IF YOU COULD ENJOY ICE CREAM IN ANY OUTDOOR ENVIRONMENT IN THE WORLD RIGHT NOW, WHERE WOULD IT BE?
- WF: Berchtesgaden, near the Austrian border. I got the chance to redesign some of the plazas there in what used to be West Germany. It’s a great place to drink a glass of wine and eat some ice cream. It’s the Bavarian Alps and as gorgeous as you would expect.
- DR: I’ve been doing some traveling. I think sitting out along the Amazon River, like when I was in Peru. It’s hot and sweaty, and eating a melting ice cream cone would be awesome.
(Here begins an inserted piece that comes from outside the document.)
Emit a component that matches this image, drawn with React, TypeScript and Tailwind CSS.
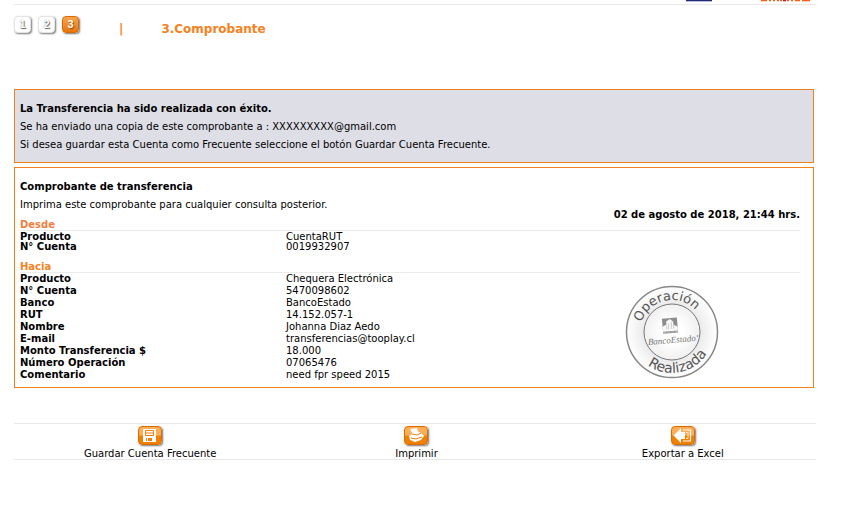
import type { ReactNode } from "react";

const origin: [string, string][] = [
  ["Producto", "CuentaRUT"],
  ["N° Cuenta", "0019932907"],
];

const destination: [string, string][] = [
  ["Producto", "Chequera Electrónica"],
  ["N° Cuenta", "5470098602"],
  ["Banco", "BancoEstado"],
  ["RUT", "14.152.057-1"],
  ["Nombre", "Johanna Diaz Aedo"],
  ["E-mail", "transferencias@tooplay.cl"],
  ["Monto Transferencia $", "18.000"],
  ["Número Operación", "07065476"],
  ["Comentario", "need fpr speed 2015"],
];

function Step({ n, active = false }: { n: number; active?: boolean }) {
  return (
    <li
      aria-current={active ? "step" : undefined}
      className={
        "flex h-[17px] w-[17px] items-center justify-center rounded border text-[11px] leading-none font-bold text-white font-['Liberation_Sans',sans-serif] shadow-[1px_1px_2px_#777] " +
        (active
          ? "border-[#d96a00] bg-linear-to-b from-[#f9a54c] to-[#e87400] [text-shadow:1px_1px_1px_#a04a00]"
          : "border-[#e4e4e4] bg-white [text-shadow:1px_1px_1px_#666,0_0_1px_#777]")
      }
    >
      {n}
    </li>
  );
}

function Rows({ rows, dense = false }: { rows: [string, string][]; dense?: boolean }) {
  return (
    <table className="w-full table-fixed border-collapse">
      <tbody>
        {rows.map(([label, value]) => (
          <tr key={label} className={dense ? "leading-[10px]" : "leading-[12px]"}>
            <th scope="row" className="w-[266px] p-0 text-left font-bold">{label}</th>
            <td className="p-0">{value}</td>
          </tr>
        ))}
      </tbody>
    </table>
  );
}

function Seal() {
  return (
    <svg width="94" height="94" viewBox="0 0 94 94" role="img" aria-label="Operación Realizada">
      <defs>
        <radialGradient id="ring">
          <stop offset="0.58" stopColor="#e8e8e8" />
          <stop offset="0.8" stopColor="#f5f5f5" />
          <stop offset="1" stopColor="#fff" />
        </radialGradient>
        <radialGradient id="core">
          <stop offset="0.4" stopColor="#fff" />
          <stop offset="1" stopColor="#f0f0f0" />
        </radialGradient>
        <path id="upper" d="M15 47 A32 32 0 0 1 79 47" />
        <path id="lower" d="M6 47 A41 41 0 0 0 88 47" />
      </defs>
      <circle cx="47" cy="47" r="45.5" fill="url(#ring)" stroke="#888" strokeWidth="1.5" />
      <circle cx="47" cy="47" r="28" fill="url(#core)" stroke="#777" />
      <g fill="#555" fontFamily="DejaVu Sans, sans-serif">
        <text fontSize="13"><textPath href="#upper" startOffset="43%" textAnchor="middle">Operación</textPath></text>
        <text fontSize="14"><textPath href="#lower" startOffset="56%" textAnchor="middle">Realizada</textPath></text>
      </g>
      <g transform="rotate(-5 46 46)">
        <path d="M38 33h15v15H38z" fill="#8c8c8c" />
        <path d="M38 46v-5l4-2v-3l4-2 3 3v3l4 2v4z" fill="#f8f8f8" />
        <path d="M42 44v-4m2 4v-6m3 6v-7m2 7v-4" stroke="#ccc" />
        <path d="M38 47h15" stroke="#bbb" strokeDasharray="3 1" />
        <text x="46" y="58" textAnchor="middle" fill="#777" fontFamily="Liberation Serif, serif" fontStyle="italic" fontSize="9">BancoEstado</text>
      </g>
      <circle cx="72.5" cy="51" r="0.8" fill="#777" />
    </svg>
  );
}

function Glyph({ children }: { children: ReactNode }) {
  return (
    <span className="flex h-[19px] w-[24px] items-center justify-center rounded border border-[#db6c00] bg-linear-to-b from-[#ffae56] from-45% to-[#f08000] to-55% shadow-[1px_1px_2px_#777]">
      <svg width="22" height="17" viewBox="0 0 22 17" aria-hidden="true">{children}</svg>
    </span>
  );
}

function Action({ label, children }: { label: string; children: ReactNode }) {
  return (
    <div className="flex justify-center">
      <button type="button" className="flex flex-col items-center gap-[3px] leading-[12px]">
        <Glyph>{children}</Glyph>
        {label}
      </button>
    </div>
  );
}

export default function App() {
  return (
    <div className="min-h-screen bg-white pr-[29px] pl-[14px] font-['DejaVu_Sans',Verdana,sans-serif] text-[10px] text-black">
      <header className="flex h-[5px] items-start justify-end border-b border-[#e8e8e8] pr-[2px]">
        <svg width="128" height="2" viewBox="0 0 128 2" aria-hidden="true">
          <path d="M0 0h26v1.300H0z" fill="#202878" />
          <path d="M75 0h6v1.300h-6zM83 0h2v1.300h-2zM87 0h2v1.300h-2zM91 0h2v1.300h-2zM94 0h2v1.300h-2zM101 0h2v1.300h-2zM105 0h2v1.300h-2zM109 0h5v1.300h-5zM116 0h8v1.300h-8z" fill="#ff5a14" />
          <path d="M97 0h3v1.300h-3z" fill="#d3122d" />
        </svg>
      </header>

      <div className="flex h-[84px] items-start pt-[11px]">
        <ol className="flex gap-[7px]">
          <Step n={1} />
          <Step n={2} />
          <Step n={3} active />
        </ol>
        <div className="ml-[40px] flex gap-[38px] pt-[5px] text-[12px] leading-[16px] font-bold text-[#f58220]">
          <span>|</span>
          <h1>3.Comprobante</h1>
        </div>
      </div>

      <main className="mr-[2px] flex flex-col gap-[4px]">
        <section className="border border-[#ef8020] bg-[#dedee7] px-[5px] pt-[10px] pb-[8px] leading-[18px]">
          <p className="font-bold">La Transferencia ha sido realizada con éxito.</p>
          <p>Se ha enviado una copia de este comprobante a : XXXXXXXXX@gmail.com</p>
          <p>Si desea guardar esta Cuenta como Frecuente seleccione el botón Guardar Cuenta Frecuente.</p>
        </section>

        <section className="border border-[#ef8020] pt-[10px] pr-[13px] pb-[6px] pl-[5px]">
          <div className="flex items-end justify-between">
            <div className="leading-[18px]">
              <h2 className="font-bold">Comprobante de transferencia</h2>
              <p>Imprima este comprobante para cualquier consulta posterior.</p>
              <h3 className="pt-[6px] leading-[10px] font-bold text-[#f08040]">Desde</h3>
            </div>
            <time dateTime="2018-08-02T21:44" className="pb-[7px] leading-[16px] font-bold">02 de agosto de 2018, 21:44 hrs.</time>
          </div>
          <div className="border-t border-[#ececec] pt-px">
            <Rows rows={origin} dense />
          </div>
          <h3 className="mt-[10px] border-b border-[#ececec] leading-[10px] font-bold text-[#f58220]">Hacia</h3>
          <div className="flex items-start justify-between">
            <div className="grow"><Rows rows={destination} /></div>
            <div className="mt-[12px] mr-[81px]"><Seal /></div>
          </div>
        </section>
      </main>

      <footer className="mt-[35px] grid h-[37px] grid-cols-3 border-y border-[#e8e8e8] pt-[2px] pl-[3px]">
        <Action label="Guardar Cuenta Frecuente">
          <path d="M4 2h13v13H4z" fill="#fff" />
          <path d="M6.500 3.500h8v5h-8zM6.500 6h8" fill="none" stroke="#ee8010" />
          <path d="M7 11h1v3H7zM9 11h4v3H9z" fill="#ee8010" />
        </Action>
        <Action label="Imprimir">
          <path d="M5 2l7-1 2 5-6 2zM4 9l4-3 7-1 4 4-3 4-6 2-5-2z" fill="#fff" />
          <path d="M7 7l5 1 4-2M6 11l5 1 6-2" stroke="#ee8010" fill="none" />
        </Action>
        <Action label="Exportar a Excel">
          <path d="M11 3h7.500v11H11" stroke="#fff" fill="none" strokeWidth="1.2" />
          <path d="M14 5.500h2v6h-2" stroke="#ffe2c2" fill="none" />
          <path d="M1.500 8.500L9 1v4h4v7H9v4z" fill="#fff" />
        </Action>
      </footer>
    </div>
  );
}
- WB: One of my favorite places to indulge upon a confection would be reclined on a cliff patio high above the Atlantic Ocean just outside of Cape Town, South Africa. The entire experience from the scenery to the flora and fauna is hard to beat. The ice cream becomes secondary. That said, being a simple guy, I’ve been known to enjoy a dipped soft serve from the comforts of my own front porch in the summer.